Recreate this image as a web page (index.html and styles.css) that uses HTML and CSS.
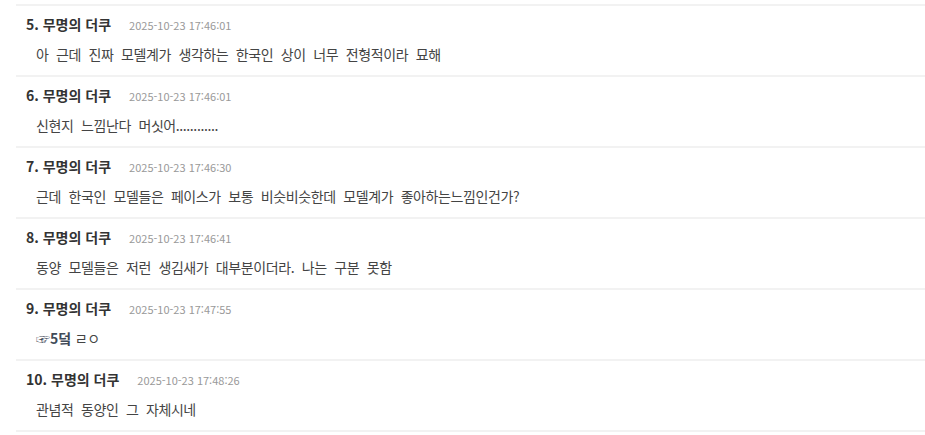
FILE: index.html
```html
<!DOCTYPE html>
<html lang="ko">
<head>
    <meta charset="UTF-8">
    <title>댓글</title>
    <meta name="viewport" content="width=device-width, initial-scale=1.0">
    <link rel="stylesheet" href="styles.css">
</head>
<body>
    <div class="comment-list">
        <div class="comment">
            <div class="comment-head"><strong>5. 무명의 더쿠</strong><span class="date">2025-10-23 17:46:01</span></div>
            <div class="comment-body">아 근데 진짜 모델계가 생각하는 한국인 상이 너무 전형적이라 묘해</div>
        </div>
        <div class="comment">
            <div class="comment-head"><strong>6. 무명의 더쿠</strong><span class="date">2025-10-23 17:46:01</span></div>
            <div class="comment-body">신현지 느낌난다 머싯어............</div>
        </div>
        <div class="comment">
            <div class="comment-head"><strong>7. 무명의 더쿠</strong><span class="date">2025-10-23 17:46:30</span></div>
            <div class="comment-body">근데 한국인 모델들은 페이스가 보통 비슷비슷한데 모델계가 좋아하는느낌인건가?</div>
        </div>
        <div class="comment">
            <div class="comment-head"><strong>8. 무명의 더쿠</strong><span class="date">2025-10-23 17:46:41</span></div>
            <div class="comment-body">동양 모델들은 저런 생김새가 대부분이더라. 나는 구분 못함</div>
        </div>
        <div class="comment">
            <div class="comment-head"><strong>9. 무명의 더쿠</strong><span class="date">2025-10-23 17:47:55</span></div>
            <div class="comment-body short"><a class="reply-ref">☞5덬</a> ㄹㅇ</div>
        </div>
        <div class="comment">
            <div class="comment-head"><strong>10. 무명의 더쿠</strong><span class="date">2025-10-23 17:48:26</span></div>
            <div class="comment-body">관념적 동양인 그 자체시네</div>
        </div>
    </div>
</body>
</html>
```

FILE: styles.css
```css
body {
    margin: 0;
    background: #fff;
    font-family: "Noto Sans CJK KR", "Noto Sans", sans-serif;
    color: #333;
}
.comment-list {
    margin: 4px 0 0 16px;
    border-top: 2px solid #f2f2f2;
}
.comment {
    height: 71px;
    padding: 8px 0 0 10px;
    box-sizing: border-box;
    border-bottom: 2px solid #f2f2f2;
}
.comment-head {
    font-size: 14px;
    line-height: 20px;
    color: #333;
}
.comment-head strong { font-weight: bold; }
.date {
    margin-left: 18px;
    font-size: 11px;
    color: #999;
}
.comment-body {
    margin-top: 9px;
    padding-left: 10px;
    font-size: 14px;
    line-height: 20px;
    letter-spacing: -0.4px;
    word-spacing: 4px;
    color: #444;
}
.comment-body.short { word-spacing: 0; }
.reply-ref {
    font-weight: bold;
    color: #3f4a58;
    letter-spacing: 0;
}
```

_ _ _ _ _ _ _

» **PROBLEM DESCRIPTION**
The lines to collect are those holding the string "index"; copy them all.

» **ANSWER TO THIS EXERCISE**
Recreate this image as a web page (index.html and styles.css) that uses HTML and CSS.
FILE: index.html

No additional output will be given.